>>>>>

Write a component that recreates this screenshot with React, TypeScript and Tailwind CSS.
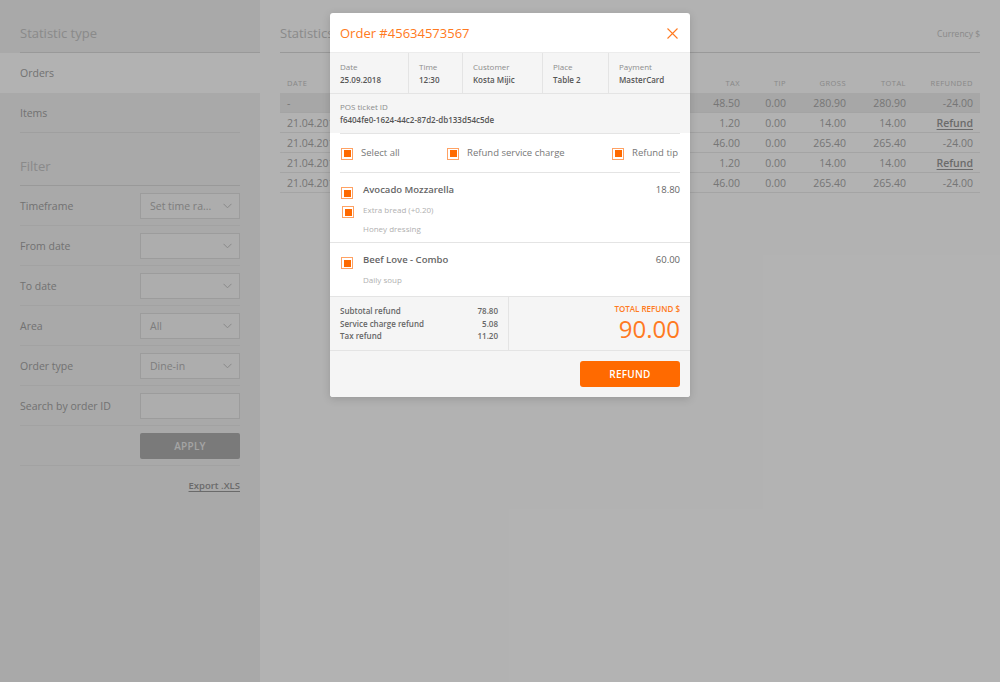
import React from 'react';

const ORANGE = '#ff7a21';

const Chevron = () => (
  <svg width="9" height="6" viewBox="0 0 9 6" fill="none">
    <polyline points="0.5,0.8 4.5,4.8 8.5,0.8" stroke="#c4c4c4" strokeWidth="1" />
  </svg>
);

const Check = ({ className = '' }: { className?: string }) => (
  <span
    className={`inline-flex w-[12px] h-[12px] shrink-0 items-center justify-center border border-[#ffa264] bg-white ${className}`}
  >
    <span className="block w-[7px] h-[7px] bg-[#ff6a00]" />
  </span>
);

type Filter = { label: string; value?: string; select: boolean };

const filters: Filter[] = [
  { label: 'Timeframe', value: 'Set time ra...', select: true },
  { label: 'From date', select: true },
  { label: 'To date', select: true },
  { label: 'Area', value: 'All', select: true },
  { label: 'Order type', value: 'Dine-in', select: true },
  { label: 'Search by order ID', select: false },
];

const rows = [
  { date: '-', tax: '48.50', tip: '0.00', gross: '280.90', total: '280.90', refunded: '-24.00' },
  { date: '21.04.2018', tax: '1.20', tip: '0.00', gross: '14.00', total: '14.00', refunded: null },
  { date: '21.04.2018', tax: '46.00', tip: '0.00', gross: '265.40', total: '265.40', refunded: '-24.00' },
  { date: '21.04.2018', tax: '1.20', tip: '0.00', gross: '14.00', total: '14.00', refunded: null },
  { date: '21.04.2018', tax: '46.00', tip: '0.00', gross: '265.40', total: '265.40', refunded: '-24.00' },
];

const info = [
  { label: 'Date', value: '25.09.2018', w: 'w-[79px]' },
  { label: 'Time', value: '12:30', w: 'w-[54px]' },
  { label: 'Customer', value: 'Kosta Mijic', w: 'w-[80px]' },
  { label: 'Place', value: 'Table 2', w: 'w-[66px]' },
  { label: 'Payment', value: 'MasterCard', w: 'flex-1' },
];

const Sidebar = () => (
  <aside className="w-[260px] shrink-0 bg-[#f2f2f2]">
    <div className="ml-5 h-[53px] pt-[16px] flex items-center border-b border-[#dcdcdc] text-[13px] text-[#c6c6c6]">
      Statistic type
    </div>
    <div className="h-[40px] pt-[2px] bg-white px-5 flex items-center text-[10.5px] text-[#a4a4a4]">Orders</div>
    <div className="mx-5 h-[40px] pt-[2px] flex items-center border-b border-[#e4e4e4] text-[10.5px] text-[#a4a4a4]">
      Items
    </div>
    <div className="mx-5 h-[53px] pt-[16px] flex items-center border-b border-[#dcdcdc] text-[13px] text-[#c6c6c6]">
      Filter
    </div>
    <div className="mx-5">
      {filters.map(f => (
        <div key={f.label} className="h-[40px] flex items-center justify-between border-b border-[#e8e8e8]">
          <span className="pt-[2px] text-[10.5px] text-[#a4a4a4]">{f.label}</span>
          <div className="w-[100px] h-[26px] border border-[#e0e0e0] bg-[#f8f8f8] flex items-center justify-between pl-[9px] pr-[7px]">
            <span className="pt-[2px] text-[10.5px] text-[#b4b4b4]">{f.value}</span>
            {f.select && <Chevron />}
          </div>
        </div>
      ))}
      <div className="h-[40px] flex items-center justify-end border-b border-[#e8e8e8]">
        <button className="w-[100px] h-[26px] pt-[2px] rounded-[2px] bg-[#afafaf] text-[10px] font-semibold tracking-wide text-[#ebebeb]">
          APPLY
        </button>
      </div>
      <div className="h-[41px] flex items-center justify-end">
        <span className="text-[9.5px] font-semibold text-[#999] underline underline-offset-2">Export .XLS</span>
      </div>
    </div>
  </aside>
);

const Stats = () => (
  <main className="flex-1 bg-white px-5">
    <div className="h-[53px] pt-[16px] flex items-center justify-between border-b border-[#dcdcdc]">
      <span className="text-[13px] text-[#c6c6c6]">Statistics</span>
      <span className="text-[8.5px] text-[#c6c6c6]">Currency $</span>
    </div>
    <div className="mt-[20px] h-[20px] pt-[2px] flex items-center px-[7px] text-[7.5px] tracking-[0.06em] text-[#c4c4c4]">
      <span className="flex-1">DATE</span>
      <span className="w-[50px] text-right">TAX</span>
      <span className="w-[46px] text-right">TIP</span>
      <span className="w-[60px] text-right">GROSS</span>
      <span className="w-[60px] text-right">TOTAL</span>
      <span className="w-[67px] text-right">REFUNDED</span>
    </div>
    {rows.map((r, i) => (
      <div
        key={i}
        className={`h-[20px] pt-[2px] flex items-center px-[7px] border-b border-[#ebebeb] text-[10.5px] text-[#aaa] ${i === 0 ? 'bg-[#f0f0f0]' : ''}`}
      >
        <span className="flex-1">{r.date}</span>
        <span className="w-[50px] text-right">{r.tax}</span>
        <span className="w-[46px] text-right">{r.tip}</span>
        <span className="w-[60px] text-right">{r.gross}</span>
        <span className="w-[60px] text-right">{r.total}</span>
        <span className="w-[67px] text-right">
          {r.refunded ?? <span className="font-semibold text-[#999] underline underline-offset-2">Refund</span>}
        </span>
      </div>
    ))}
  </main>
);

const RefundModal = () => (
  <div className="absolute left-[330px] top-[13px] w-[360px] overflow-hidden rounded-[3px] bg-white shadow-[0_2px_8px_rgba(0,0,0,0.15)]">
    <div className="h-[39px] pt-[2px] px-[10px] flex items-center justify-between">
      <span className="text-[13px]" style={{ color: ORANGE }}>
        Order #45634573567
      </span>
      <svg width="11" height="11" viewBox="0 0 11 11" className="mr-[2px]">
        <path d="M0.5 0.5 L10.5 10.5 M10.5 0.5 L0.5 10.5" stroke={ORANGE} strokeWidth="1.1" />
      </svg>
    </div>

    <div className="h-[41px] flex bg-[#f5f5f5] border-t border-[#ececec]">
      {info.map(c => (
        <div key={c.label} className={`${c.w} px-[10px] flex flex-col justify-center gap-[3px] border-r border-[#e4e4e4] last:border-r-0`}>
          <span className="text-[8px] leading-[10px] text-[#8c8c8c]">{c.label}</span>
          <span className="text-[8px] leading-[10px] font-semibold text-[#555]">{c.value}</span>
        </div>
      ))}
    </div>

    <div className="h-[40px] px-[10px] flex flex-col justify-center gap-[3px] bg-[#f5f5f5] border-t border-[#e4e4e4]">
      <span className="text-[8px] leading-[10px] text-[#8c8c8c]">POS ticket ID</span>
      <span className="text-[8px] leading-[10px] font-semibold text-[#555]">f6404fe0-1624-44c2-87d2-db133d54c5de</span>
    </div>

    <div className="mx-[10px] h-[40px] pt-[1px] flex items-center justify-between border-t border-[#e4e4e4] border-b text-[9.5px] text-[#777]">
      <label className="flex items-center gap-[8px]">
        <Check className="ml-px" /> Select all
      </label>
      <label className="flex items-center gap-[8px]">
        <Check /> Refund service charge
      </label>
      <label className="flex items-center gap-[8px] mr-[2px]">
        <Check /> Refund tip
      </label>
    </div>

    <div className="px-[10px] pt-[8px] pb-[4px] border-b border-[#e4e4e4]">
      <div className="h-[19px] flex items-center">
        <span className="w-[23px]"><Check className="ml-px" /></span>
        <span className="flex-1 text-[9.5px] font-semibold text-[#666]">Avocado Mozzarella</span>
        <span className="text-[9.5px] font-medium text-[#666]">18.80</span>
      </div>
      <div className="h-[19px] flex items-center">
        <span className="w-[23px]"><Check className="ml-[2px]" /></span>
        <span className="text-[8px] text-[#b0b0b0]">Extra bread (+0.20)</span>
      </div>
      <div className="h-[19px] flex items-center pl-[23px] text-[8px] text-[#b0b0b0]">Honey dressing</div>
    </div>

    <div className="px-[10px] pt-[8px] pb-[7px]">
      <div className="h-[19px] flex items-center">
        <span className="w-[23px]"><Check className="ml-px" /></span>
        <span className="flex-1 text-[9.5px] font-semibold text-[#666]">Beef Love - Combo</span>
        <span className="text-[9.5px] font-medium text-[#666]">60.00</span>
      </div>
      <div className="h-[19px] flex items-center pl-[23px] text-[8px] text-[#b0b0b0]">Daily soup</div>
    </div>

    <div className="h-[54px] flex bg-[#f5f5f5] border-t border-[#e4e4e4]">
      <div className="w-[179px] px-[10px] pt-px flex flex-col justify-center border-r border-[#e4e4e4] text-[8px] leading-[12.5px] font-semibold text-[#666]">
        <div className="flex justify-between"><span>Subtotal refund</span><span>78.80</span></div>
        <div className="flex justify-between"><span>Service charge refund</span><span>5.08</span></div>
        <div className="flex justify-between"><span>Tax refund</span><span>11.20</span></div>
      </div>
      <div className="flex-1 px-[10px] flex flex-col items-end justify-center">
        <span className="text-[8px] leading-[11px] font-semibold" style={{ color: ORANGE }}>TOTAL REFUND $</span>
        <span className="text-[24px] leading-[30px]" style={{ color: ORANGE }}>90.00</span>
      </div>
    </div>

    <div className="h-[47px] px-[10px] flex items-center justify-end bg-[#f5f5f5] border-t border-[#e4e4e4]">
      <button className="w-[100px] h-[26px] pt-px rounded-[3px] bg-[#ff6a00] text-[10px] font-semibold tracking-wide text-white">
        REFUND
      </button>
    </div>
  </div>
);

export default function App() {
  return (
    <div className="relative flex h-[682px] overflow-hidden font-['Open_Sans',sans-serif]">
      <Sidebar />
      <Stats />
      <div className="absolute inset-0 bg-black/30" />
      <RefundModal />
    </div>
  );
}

<<<<<

### Your task:
Up to and including the line containing "string; value?: string;", repeat every line from the start of the data, but none of the pictures.

### Exercise response:
Write a component that recreates this screenshot with React, TypeScript and Tailwind CSS.
import React from 'react';

const ORANGE = '#ff7a21';

const Chevron = () => (
  <svg width="9" height="6" viewBox="0 0 9 6" fill="none">
    <polyline points="0.5,0.8 4.5,4.8 8.5,0.8" stroke="#c4c4c4" strokeWidth="1" />
  </svg>
);

const Check = ({ className = '' }: { className?: string }) => (
  <span
    className={`inline-flex w-[12px] h-[12px] shrink-0 items-center justify-center border border-[#ffa264] bg-white ${className}`}
  >
    <span className="block w-[7px] h-[7px] bg-[#ff6a00]" />
  </span>
);

type Filter = { label: string; value?: string; select: boolean };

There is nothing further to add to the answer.